When ZFS was first developed, the engineering team had the notion that pooled storage would make filesystems cheap and plentiful, and we’d move away from the days of /export1, /export2, ad infinitum. From the ZFS perspective, they are cheap. It’s very easy to create dozens or hundreds of filesystems, each which functions as an administrative control point for various properties. However, we quickly found that other parts of the system start to break down once you get past 1,000 or 10,000 filesystems. Mounting and sharing filesystems takes longer, browsing datasets takes longer, and managing automount maps (for those without NFSv4 mirror mounts) quickly spirals out of control.
For most users this isn’t a problem – a few hundred filesystems is more than enough to manage disparate projects and groups on a single machine. There was one class of users, however, where a few hundred filesystems wasn’t enough. These users were university or other home directory environments with 20,000 or more users, each which needed to have a quota to guarantee that they couldn’t run amok on the system. The traditional ZFS solution, creating a filesystem for each user and assigning a quota, didn’t scale. After thinking about it for a while, Matt developed a fairly simple architecture to provide this functionality without introducing pathological complexity into the bowels of ZFS. In build 114 of Solaris Nevada, he pushed the following:
PSARC 2009/204 ZFS user/group quotas & space accounting
This provides full support for user and group quotas on ZFS, as well as the ability to track usage on a per-user or per-group basis within a dataset.
This was later integrated into the 2009.Q3 software release, with an additional UI layer. From the ‘general’ tab of a share, you can query usage and set quotas for individual users or groups quickly. The CLI allows for automated batch operations. Requesting a single user or group is significantly faster than requesting all the current usage, but you an also get a list of the current usage for a project or share. With integrated identity management, users and groups can be specified either by UNIX username or Windows name.
There are some significant differences between user and group quotas and traditional ZFS quotas. The following is an excerpt from the on-line documentation on the subject:
- User and group quotas can only be applied to filesystems.
- User and group quotas are implemented using delayed enforcement. This means that users will be able to exceed their quota for a short period of time before data is written to disk. Once the data has been pushed to disk, the user will receive an error on new writes, just as with the filesystem-level quota case.
- User and group quotas are always enforced against referenced data. This means that snapshots do not affect any quotas, and a clone of a snapshot will consume the same amount of effective quota, even though the underlying blocks are shared.
- User and group reservations are not supported.
- User and group quotas, unlike data quotas, are stored with the regular filesystem data. This means that if the filesystem is out of space, you will not be able to make changes to user and group quotas. You must first make additional space available before modifying user and group quotas.
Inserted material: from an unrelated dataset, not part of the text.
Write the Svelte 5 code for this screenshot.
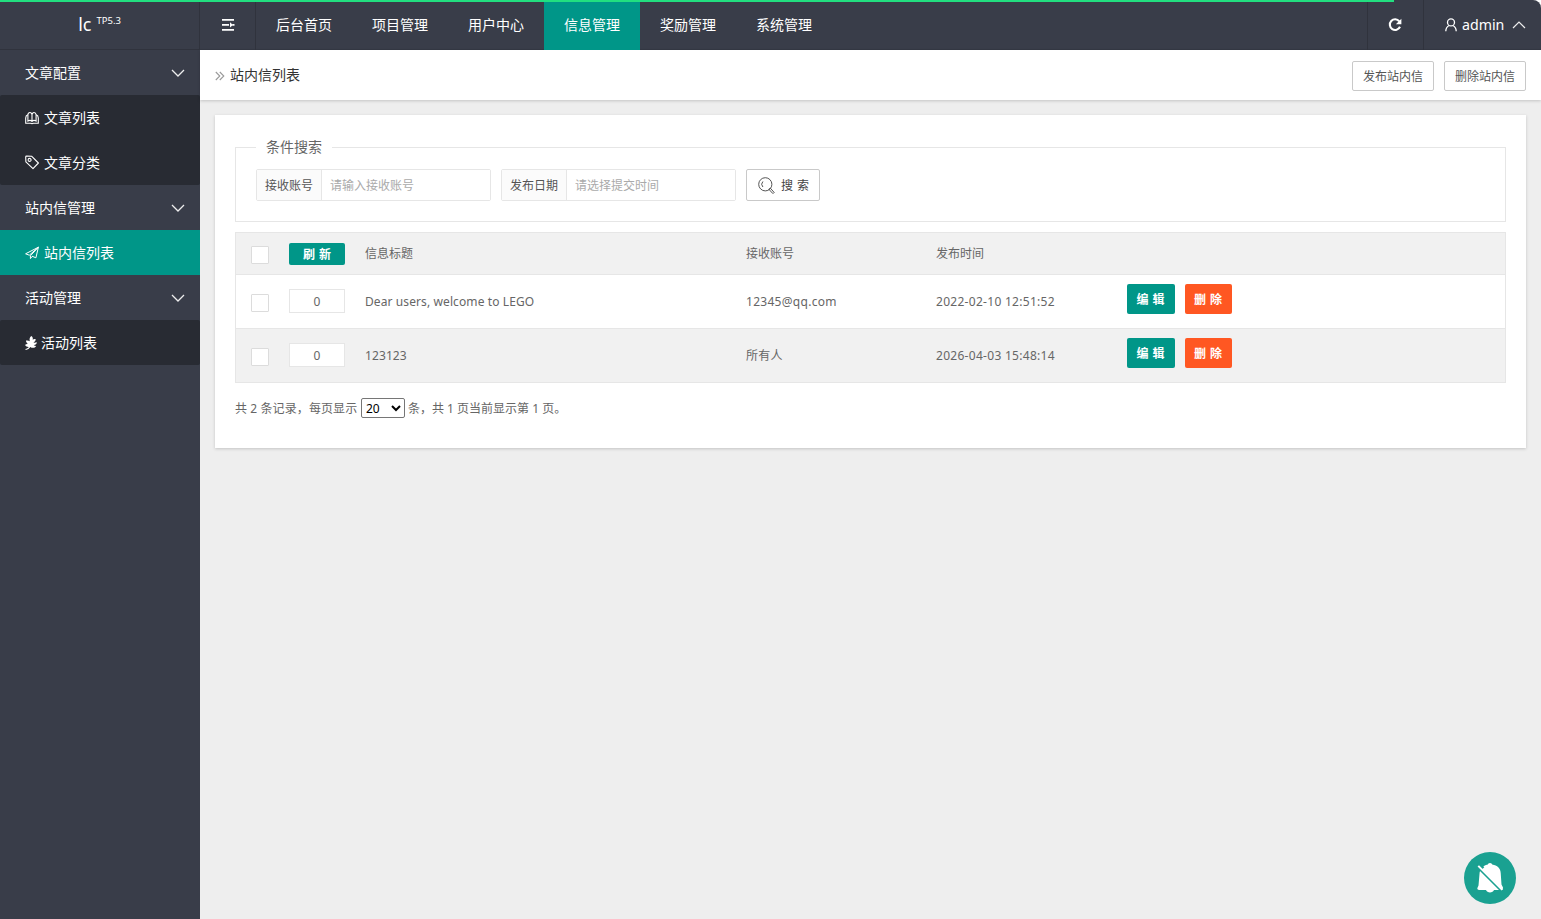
<script>
  const nav = ['后台首页', '项目管理', '用户中心', '信息管理', '奖励管理', '系统管理'];
  const activeNav = '信息管理';
  const groups = [
    { title: '文章配置', items: [{ icon: 'book', label: '文章列表' }, { icon: 'tag', label: '文章分类' }] },
    { title: '站内信管理', items: [{ icon: 'plane', label: '站内信列表', active: true }] },
    { title: '活动管理', items: [{ icon: 'leaf', label: '活动列表' }] }
  ];
  const rows = [
    { title: 'Dear users, welcome to LEGO', account: '12345@qq.com', time: '2022-02-10 12:51:52' },
    { title: '123123', account: '所有人', time: '2026-04-03 15:48:14' }
  ];
  const progress = 1394;
</script>

<div class="layout">
  <div class="progress" style="width: {progress}px"></div>
  <aside>
    <div class="logo"><span>lc</span><sup>TP5.3</sup></div>
    {#each groups as group}
      <div class="group-title">
        {group.title}
        <svg width="14" height="8" viewBox="0 0 14 8"><path d="M1 1l6 6 6-6" fill="none" stroke="#eee" stroke-width="1.3" /></svg>
      </div>
      <div class="sub">
        {#each group.items as item}
          <a class:active={item.active} class:narrow={item.icon === 'leaf'}>
            {#if item.icon === 'book'}
              <svg width="14" height="14" viewBox="0 0 14 14" fill="none" stroke="#fff" stroke-width="1.1">
                <path d="M7 10.300V3.800C6.600 .7 3.300 .7 2.900 3.800V10C4.200 9.200 6 9.200 7 10.500C8 9.200 9.800 9.200 11.100 10V3.800C10.700 .7 7.400 .7 7 3.800" />
                <path d="M2.900 3.800C1.500 4.200.7 5.500.7 7V12.200H5.500L7 12.700 8.500 12.200H13.300V7C13.300 5.500 12.500 4.200 11.100 3.800" />
              </svg>
            {:else if item.icon === 'tag'}
              <svg width="14" height="15" viewBox="0 0 14 15" fill="none" stroke="#fff" stroke-width="1.1" stroke-linejoin="round">
                <path d="M.7 1.900Q.7 1.100 1.500 1.100L6.800 1.300 13.400 8 8 13.700 .900 6.900Z" /><circle cx="4.600" cy="4.900" r="1.500" />
              </svg>
            {:else if item.icon === 'plane'}
              <svg width="14" height="14" viewBox="0 0 14 14" fill="none" stroke="#fff" stroke-width="1" stroke-linejoin="round">
                <path d="M13.400 1.200L.6 7.800 4.300 9.200 13.400 1.200 10.900 11.800 7 10.200M13.400 1.200L5.400 9.800V12.600L7.200 10.400" />
              </svg>
            {:else}
              <svg width="12" height="14" viewBox="0 0 12 14" fill="#fff">
                <path d="M6.300 0C7.800 1.100 8.100 2.500 7.700 3.700 8.500 3 9.600 2.800 10.700 3.200 10.600 4.900 9.700 5.900 8.300 6.600 9.500 6.800 10.700 6.600 11.900 6.300 11.700 8.100 10.400 9 8.700 8.900 9.300 9.500 10.200 9.800 11.200 9.900 10 12 7.200 12.300 5.300 10.900 4.400 12.300 2.900 13.500.8 14L.3 12.900C1.900 12.500 3 11.900 3.800 10.900 2.200 11 .8 10.200 0 8.900 1 8.100 2 7.900 3.200 8.200 1.900 7.300 1 6.100 1 4.500 2.500 4.200 3.800 4.500 4.800 5.200 4.200 3 4.700 1.300 6.300 0Z" />
              </svg>
            {/if}
            <span>{item.label}</span>
          </a>
        {/each}
      </div>
    {/each}
  </aside>

  <div class="main">
    <header>
      <div class="cell fold">
        <svg width="14" height="12" viewBox="0 0 14 12" fill="#fff"><path d="M1 0h12v1.800H1zM1 5h7v1.800H1zM1 10h12v1.800H1zM9 3.300L12 5.900 9 8.400zM11.500 5h2v1.800h-2z" /></svg>
      </div>
      <nav>
        {#each nav as label}<a class:active={label === activeNav}>{label}</a>{/each}
      </nav>
      <div class="cell refresh">
        <svg width="14" height="14" viewBox="0 0 14 14"><path d="M11.300 3.300A5.300 5.300 0 1 0 12 8.800" fill="none" stroke="#fff" stroke-width="2.100" /><path d="M13.400.7V6.200H7.900Z" fill="#fff" /></svg>
      </div>
      <div class="user">
        <svg width="12" height="14" viewBox="0 0 12 14" fill="none" stroke="#fff" stroke-width="1.300"><circle cx="6" cy="4.400" r="3.500" /><path d="M.8 13.200C.8 10 2.500 8.300 4.300 7.500M7.700 7.500C9.500 8.300 11.200 10 11.200 13.200" /></svg>
        <span>admin</span>
        <svg width="14" height="8" viewBox="0 0 14 8"><path d="M1 7l6-6 6 6" fill="none" stroke="#eee" stroke-width="1.200" /></svg>
      </div>
    </header>

    <div class="crumb">
      <svg width="10" height="10" viewBox="0 0 10 10" fill="none" stroke="#999" stroke-width="1.100"><path d="M.8 1l4 4-4 4M4.800 1l4 4-4 4" /></svg>
      <h1>站内信列表</h1>
      <button>发布站内信</button>
      <button>删除站内信</button>
    </div>

    <section class="card">
      <fieldset>
        <legend>条件搜索</legend>
        <form>
          <div class="field"><label for="account">接收账号</label><input id="account" placeholder="请输入接收账号" /></div>
          <div class="field"><label for="date">发布日期</label><input id="date" placeholder="请选择提交时间" /></div>
          <button type="button" class="search">
            <svg width="17" height="17" viewBox="0 0 17 17" fill="none" stroke="#555" stroke-width="1"><circle cx="7.300" cy="7.300" r="6.600" /><path d="M4.900 4.500A4 4 0 0 0 4.900 10M10.800 12.200L14.600 16.300Q15.600 16.500 16.200 15.500L12.400 11.200Z" /></svg>
            <span>搜 索</span>
          </button>
        </form>
      </fieldset>

      <div class="table">
        <div class="row head">
          <span><i class="check"></i></span>
          <span><b class="reload">刷 新</b></span>
          <span>信息标题</span><span>接收账号</span><span>发布时间</span><span></span>
        </div>
        {#each rows as row, i}
          <div class="row" class:even={i % 2 === 1}>
            <span><i class="check"></i></span>
            <span><i class="sort">0</i></span>
            <span class="title">{row.title}</span><span class="wide">{row.account}</span><span class="wide">{row.time}</span>
            <span class="actions"><b>编 辑</b><b class="danger">删 除</b></span>
          </div>
        {/each}
      </div>

      <div class="pager">
        <span class="total">共 2 条记录，每页显示</span>
        <select><option>20</option></select>
        <span>条，共 1 页当前显示第 1 页。</span>
      </div>
    </section>
  </div>

  <div class="bell">
    <svg width="28" height="32" viewBox="0 0 28 32">
      <path d="M14 1C15.300 1 16 1.800 16.200 2.600 21.300 3.500 24.500 6.500 24.700 11L25.500 22.500 27 25.500C27 27 26.500 27.800 25.500 28H18C17 31.200 11 31.200 10 28H3C2 28 1.300 27.300 1.300 26.300L2.500 23.500 3.500 12C3.800 7.500 6.700 3.500 11.800 2.600 12 1.800 12.700 1 14 1Z" fill="#fff" />
      <path d="M2 1.500L7 6.500" stroke="#1aa191" stroke-width="3.500" /><path d="M2 5.500L25.500 29" stroke="#1aa191" stroke-width="2.300" /><path d="M2.300 3.900L26.300 27.900" stroke="#fff" stroke-width="2" />
    </svg>
  </div>
</div>

<style>
  .layout, .layout * { box-sizing: border-box; }
  .layout { display: flex; height: 919px; position: relative; overflow: hidden; font: 14px/20px "Noto Sans", "Noto Sans CJK SC", sans-serif; color: #666; }
  .progress { position: absolute; top: 0; left: 0; height: 2px; background: #22df80; z-index: 3; }
  svg { display: block; flex: none; }
  button, input, select { font: inherit; color: inherit; }

  aside { width: 200px; background: #393d49; color: #fff; flex: none; }
  .logo { height: 50px; display: flex; justify-content: center; padding-top: 14px; border-bottom: 1px solid #30333d; border-right: 1px solid #30333d; }
  .logo span { font-size: 18px; line-height: 20px; }
  .logo sup { font-size: 9.500px; line-height: 14px; margin-left: 5px; vertical-align: baseline; }
  .group-title { height: 45px; padding: 0 15px 0 25px; display: flex; align-items: center; justify-content: space-between; }
  .sub { background: #282b33; border-radius: 2px; }
  .sub a { height: 45px; display: flex; align-items: center; gap: 5px; padding-left: 25px; }
  .sub a.narrow { gap: 4px; }
  .sub a.active { background: #009688; }

  .main { flex: 1; min-width: 0; background: linear-gradient(#fff 50px, #eee 50px); }
  header { height: 50px; display: flex; background: #393d49; color: #fff; box-shadow: inset 0 -1px #353944; border-top-right-radius: 8px; }
  .cell { width: 56px; display: flex; align-items: center; justify-content: center; border-right: 1px solid #30333d; }
  nav { flex: 1; display: flex; }
  nav a { width: 96px; line-height: 50px; text-align: center; }
  nav a.active { background: #009688; }
  .refresh { width: 57px; border-left: 1px solid #30333d; padding-right: 2px; }
  .user { width: 117px; display: flex; align-items: center; padding-left: 21px; }
  .user span { font-size: 14.200px; width: 50px; margin-left: 5px; }

  .crumb { height: 50px; background: #fff; display: flex; align-items: center; padding: 0 15px; box-shadow: 0 1px 3px rgba(0, 0, 0, .18); }
  .crumb svg { margin-top: 2px; }
  h1 { font-size: 14px; font-weight: 400; color: #333; margin: 0 auto 0 5px; }
  .crumb button { width: 82px; height: 30px; margin: 2px 0 0 10px; padding: 2px 0 0; background: #fff; border: 1px solid #c9c9c9; border-radius: 2px; font-size: 12px; color: #555; }

  .card { margin: 15px 15px 0; height: 333px; padding: 22px 20px 0; background: #fff; box-shadow: 0 1px 3px rgba(0, 0, 0, .18); }
  fieldset { margin: 0; height: 85px; padding: 12px 20px 0; border: 1px solid #e6e6e6; min-width: 0; }
  legend { padding: 0 10px; height: 20px; }
  form { display: flex; gap: 10px; font-size: 12px; }
  .field { width: 235px; height: 32px; display: flex; border: 1px solid #e6e6e6; border-radius: 2px; }
  .field label { width: 64px; background: #fbfbfb; text-align: center; line-height: 32px; color: #555; }
  .field input { flex: 1; min-width: 0; border: 0; border-left: 1px solid #e6e6e6; padding: 2px 8px 0; outline: 0; background: #fff; }
  .field input::placeholder { color: #aaa; opacity: 1; }
  .search { width: 74px; height: 32px; padding: 0 0 0 11px; display: flex; align-items: center; gap: 6px; background: #fff; border: 1px solid #c9c9c9; border-radius: 2px; color: #444; white-space: nowrap; }
  .search span { padding-top: 2px; word-spacing: 1px; }

  .table { margin-top: 10px; border: 1px solid #e6e6e6; font-size: 12px; }
  .row { display: grid; grid-template-columns: 53px 76px 381px 190px 191px 1fr; align-items: center; height: 54px; border-top: 1px solid #e6e6e6; }
  .row.head { height: 41px; border-top: 0; background: #f1f1f1; }
  .row.even { background: #f1f1f1; }
  .title { letter-spacing: .1px; }
  .wide { letter-spacing: .29px; }
  i, b { font-style: normal; display: block; }
  .check { width: 18px; height: 18px; margin: 3px 0 0 15px; background: #fff; border: 1px solid #dcdcdc; border-radius: 1px; }
  .sort { width: 56px; height: 24px; background: #fff; border: 1px solid #e6e6e6; text-align: center; line-height: 23px; margin-top: -1px; }
  .reload { width: 56px; height: 22px; line-height: 24px; text-align: center; background: #009688; color: #fff; border-radius: 2px; word-spacing: 1px; }
  .actions { display: flex; gap: 10px; margin-top: -6px; }
  .actions b { width: 48px; height: 30px; line-height: 32px; text-align: center; border-radius: 2px; color: #fff; background: #009688; padding-right: 1px; word-spacing: 1px; }
  .actions .danger { width: 47px; background: #ff5722; }

  .pager { margin-top: 15px; display: flex; align-items: center; height: 20px; font-size: 12px; gap: 3px; }
  .pager span { padding-top: 2px; }
  .total { width: 123px; white-space: nowrap; letter-spacing: .1px; }
  select { width: 44px; height: 20px; padding: 0; border: 1px solid #767676; border-radius: 2px; background: #fff; color: #000; }

  .bell { position: absolute; left: 1464px; top: 852px; width: 52px; height: 52px; border-radius: 50%; background: #1aa191; display: flex; align-items: center; justify-content: center; }
</style>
- User and group quotas are sent as part of any remote replication. It is up to the administrator to ensure that the name service environments are identical on the source and destination.
- NDMP backup and restore of an entire share will include any user or group quotas. Restores into an existing share will not affect any current quotas. (There is currently a bug preventing this from working in the initial release, which will be fixed in a subsequent minor release.)
This feature will hopefully allow the Sun Storage 7000 series to function in environments where it was previously impractical to do so. Of course, the real person to thank is Matt and the ZFS team – it was a very small amount of work to provide an interface on top of the underlying ZFS infrastructure.